The second season of the American post-apocalyptic drama series Black Summer was released by Netflix on June 17, 2021, with 8 episodes. The series is produced by The Asylum, the same production company behind Z Nation, is written and directed primarily by John Hyams, and featured 4 starring roles, most notably being Jaime King in the lead role as Rose, and Zoe Marlett as her daughter Anna. Other stars in the season include Justin Chu Cary & Christine Lee.

Episodes

Cast and characters

Starring 
 Jaime King as Rose, a woman who is now reunited with her daughter Anna, and is now trying her best to stay alive alongside her in the cold
 Justin Chu Cary as Julius James, a man who is mostly on his own and has a grudge against Rose for leaving him for dead after injuring his leg
 Christine Lee as Ooh "Sun" Kyungsun, a Korean woman who is now a prisoner of Ray Nazeri and who was previously a member of Rose’s group
 Zoe Marlett as Anna, Rose’s daughter who she tries to protect

Recurring 
 Bobby Naderi as Ray Nazeri, a former police officer leading his own group
 Manuel Rodriguez-Saenz as Boone, a talkative man who knows the mountain area
 G. Michael Gray as Freddy, a man whose family encounters Rose and Anna
 Dakota Daulby as Sonny, Freddy's aggressive younger brother
 Travis Friesen as Mark, a man in contact with a plane which drops supplies
 Kumiko Konishi as Rhonda, Mark’s wife
 Linda Kee as Sophie, a member of a group in conflict with Nazeri's group who later joins Nazeri
 Jesse Lipscombe as Mance, a member of Sophie's group
 Chantelle Han as Jase, a member of Sophie's group
 Elaine Yang as Natalie, a member of Sophie's group
 Duff Zayonce as Sam, a member of Nazeri's group who encounters Sophie's group

Unnamed Characters
 Brenda Robins as Freddy and Sonny's mother
 Joe Perry as a member of Nazeri's group
 Owen Crow Shoe as a member of Sophie's group
 Andrew Misle, Cliff Liknes and John Dylan Louie as members of another group which comes into conflict with Nazeri

Guest
 Kelsey Flower as Lance, a young survivor with no family and a former member of Rose’s group
 Bechir Sylvain as Braithwaite, a man who knew Spears before the apocalypse
 Daniel Diemer as Luke, an acquaintance of Sophie who encounters Lance
 James Yi as The Pilot, the pilot of the plane which drops supplies

Reception 

On Rotten Tomatoes, the second season has an approval rating of 100% based on 8 reviews, with an average rating of 7.5/10.

Production

Development
On November 20, 2019, Netflix renewed the series for an 8 episode second season.
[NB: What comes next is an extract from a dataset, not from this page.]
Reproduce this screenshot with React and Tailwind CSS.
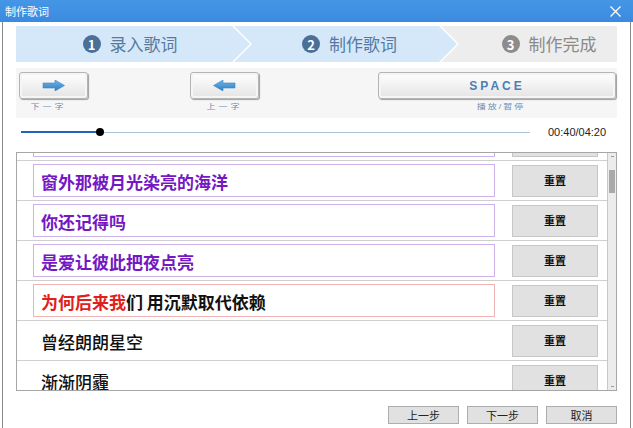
import React from 'react';

const lyrics = [
  { text: '', state: 'done', partial: true },
  { text: '窗外那被月光染亮的海洋', state: 'done' },
  { text: '你还记得吗', state: 'done' },
  { text: '是爱让彼此把夜点亮', state: 'done' },
  { text: '们 用沉默取代依赖', sung: '为何后来我', state: 'current' },
  { text: '曾经朗朗星空', state: 'todo' },
  { text: '渐渐阴霾', state: 'todo' },
];

const Arrow = ({ dir }) => (
  <svg width="23" height="11" viewBox="0 0 23 11" className={dir === 'left' ? '-scale-x-100' : ''}>
    <defs>
      <linearGradient id={`ag-${dir}`} x1="0" y1="0" x2="0" y2="1">
        <stop offset="0" stopColor="#72b6e8" />
        <stop offset="1" stopColor="#2c7cc2" />
      </linearGradient>
    </defs>
    <path d="M1 3 H13 V0 L22.5 5.5 L13 11 V8 H1 Z" fill={`url(#ag-${dir})`} stroke="#3a86c8" strokeWidth="0.6" />
  </svg>
);

const StepCircle = ({ n, gray }) => (
  <span
    className={`w-[18px] h-[18px] rounded-full flex items-center justify-center text-white text-[13px] font-bold leading-none ${
      gray ? 'bg-[#8c8c8c]' : 'bg-[#4b7097]'
    }`}
  >
    {n}
  </span>
);

const ToolButton = ({ children, className = '' }) => (
  <div
    className={`h-[27px] flex items-center justify-center rounded-[3px] border border-[#b4b4b4] bg-gradient-to-b from-white to-[#e4e4e4] shadow-[inset_0_0_0_2px_#f5f5f5,1px_1px_1px_#a0a0a0] ${className}`}
  >
    {children}
  </div>
);

const LyricRow = ({ row }) => {
  const boxBorder =
    row.state === 'done'
      ? 'border-[#cdb2ea]'
      : row.state === 'current'
      ? 'border-[#efb4b4]'
      : 'border-transparent';
  const textColor =
    row.state === 'done'
      ? 'text-[#7418c4] font-bold'
      : row.state === 'current'
      ? 'text-[#111] font-bold'
      : 'text-[#111] font-medium';
  return (
    <div className="h-[40px] shrink-0 flex items-center border-b border-[#cfcfcf]">
      <div className={`ml-[16px] w-[462px] h-[33px] border ${boxBorder} flex items-center pl-[7px] pt-[3px] text-[17px] ${textColor}`}>
        {row.sung && <span className="text-[#e0201c]">{row.sung}</span>}
        {row.text}
      </div>
      <div className="ml-[17px] w-[86px] h-[32px] bg-[#e1e1e1] border border-[#c6c6c6] flex items-center justify-center text-[11px] font-bold text-[#111]">
        {!row.partial && '重置'}
      </div>
    </div>
  );
};

export default function App() {
  return (
    <div className="w-[633px] h-[428px] bg-white overflow-hidden flex flex-col font-['Liberation_Sans','Noto_Sans_CJK_SC',sans-serif]">
      {/* title bar */}
      <div className="h-[22px] shrink-0 bg-gradient-to-b from-[#4696e6] to-[#3a8ae0] flex items-center justify-between pl-[5px] pr-[12px] text-white">
        <span className="text-[11px] font-['Noto_Sans_CJK_SC',sans-serif]">制作歌词</span>
        <svg width="11" height="11" viewBox="0 0 11 11">
          <path d="M0.5 0.5 L10.5 10.5 M10.5 0.5 L0.5 10.5" stroke="white" strokeWidth="1.3" />
        </svg>
      </div>

      <div className="flex-1 ml-[2px] mr-[2px] border-l border-r border-[#8a8a8a] px-[13px] flex flex-col">
        {/* steps */}
        <div className="mt-[4px] h-[36px] flex text-[17px] font-['Noto_Sans_CJK_SC',sans-serif]">
          <div className="w-[234px] bg-[#d5e8f9] flex items-center justify-center gap-[9px] pr-[6px] text-[#557aa0] [clip-path:polygon(0_0,calc(100%_-_18px)_0,100%_50%,calc(100%_-_18px)_100%,0_100%)]">
            <StepCircle n="1" />
            <span>录入歌词</span>
          </div>
          <div className="-ml-[16px] w-[223px] bg-[#d5e8f9] flex items-center justify-center gap-[9px] pl-[8px] text-[#557aa0] [clip-path:polygon(0_0,calc(100%_-_18px)_0,100%_50%,calc(100%_-_18px)_100%,0_100%,18px_50%)]">
            <StepCircle n="2" />
            <span>制作歌词</span>
          </div>
          <div className="-ml-[16px] flex-1 bg-[#ededed] flex items-center justify-center gap-[9px] pl-[40px] text-[#8a8a8a] [clip-path:polygon(0_0,100%_0,100%_100%,0_100%,18px_50%)]">
            <StepCircle n="3" gray />
            <span>制作完成</span>
          </div>
        </div>

        {/* controls */}
        <div className="mt-[6px] h-[50px] bg-[#f6f6f6] flex items-start pt-[4px] pl-[3px] text-[#6b8fb8]">
          <div className="w-[69px] flex flex-col items-center">
            <ToolButton className="w-[69px]">
              <Arrow dir="right" />
            </ToolButton>
            <span className="mt-[4px] text-[9px] tracking-[3px] leading-none scale-y-75 -translate-x-[5px]">下一字</span>
          </div>
          <div className="ml-[102px] w-[69px] flex flex-col items-center">
            <ToolButton className="w-[69px]">
              <Arrow dir="left" />
            </ToolButton>
            <span className="mt-[4px] text-[9px] tracking-[3px] leading-none scale-y-75">上一字</span>
          </div>
          <div className="ml-[119px] w-[238px] flex flex-col items-center">
            <ToolButton className="w-[238px]">
              <span className="text-[12px] font-bold tracking-[3px] text-[#4a7fb2]">SPACE</span>
            </ToolButton>
            <span className="mt-[4px] text-[9px] tracking-[2px] leading-none scale-y-75 translate-x-[4px]">播放/暂停</span>
          </div>
        </div>

        {/* progress */}
        <div className="mt-[4px] h-[20px] flex items-center">
          <div className="ml-[5px] w-[509px] flex items-center">
            <div className="w-[79px] h-[2px] bg-[#2262b8]" />
            <div className="w-[8px] h-[8px] rounded-full bg-black -mx-[4px] relative" />
            <div className="flex-1 h-px bg-[#a9c3d8]" />
          </div>
          <span className="ml-[18px] text-[11px] text-[#222]">00:40/04:20</span>
        </div>

        {/* lyric list */}
        <div className="mt-[10px] h-[239px] border border-[#a6a6a6] flex overflow-hidden">
          <div className="flex-1 overflow-hidden">
            <div className="-mt-[32px] flex flex-col font-['Noto_Sans_CJK_SC',sans-serif]">
              {lyrics.map((row, i) => (
                <LyricRow key={i} row={row} />
              ))}
            </div>
          </div>
          <div className="w-[9px] bg-[#ececec] border-l border-[#c8c8c8] flex flex-col items-center">
            <span className="mt-[3px] w-[3px] h-px bg-[#999]" />
            <span className="mt-[13px] w-[6px] h-[23px] bg-[#a9a9a9]" />
            <span className="mt-auto mb-[3px] w-[3px] h-px bg-[#999]" />
          </div>
        </div>

        {/* footer */}
        <div className="mt-[15px] flex justify-end gap-[8px] text-[11px] text-[#222] font-['Noto_Sans_CJK_SC',sans-serif]">
          {['上一步', '下一步', '取消'].map((t) => (
            <div key={t} className="w-[71px] h-[18px] bg-[#e1e1e1] border border-[#adadad] flex items-center justify-center">
              {t}
            </div>
          ))}
        </div>
      </div>
    </div>
  );
}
Netflix announced on September 28, 2020 that production of season 2 was underway following a months-long shutdown due to the COVID-19 pandemic.

Filming
Filming for the second season originally began in early 2020 but on March 18, 2020 production was postponed for 2 weeks. The pandemic took hold and the show was put on temporary hiatus.

Filming once again commenced in High River, Alberta in early September 2020.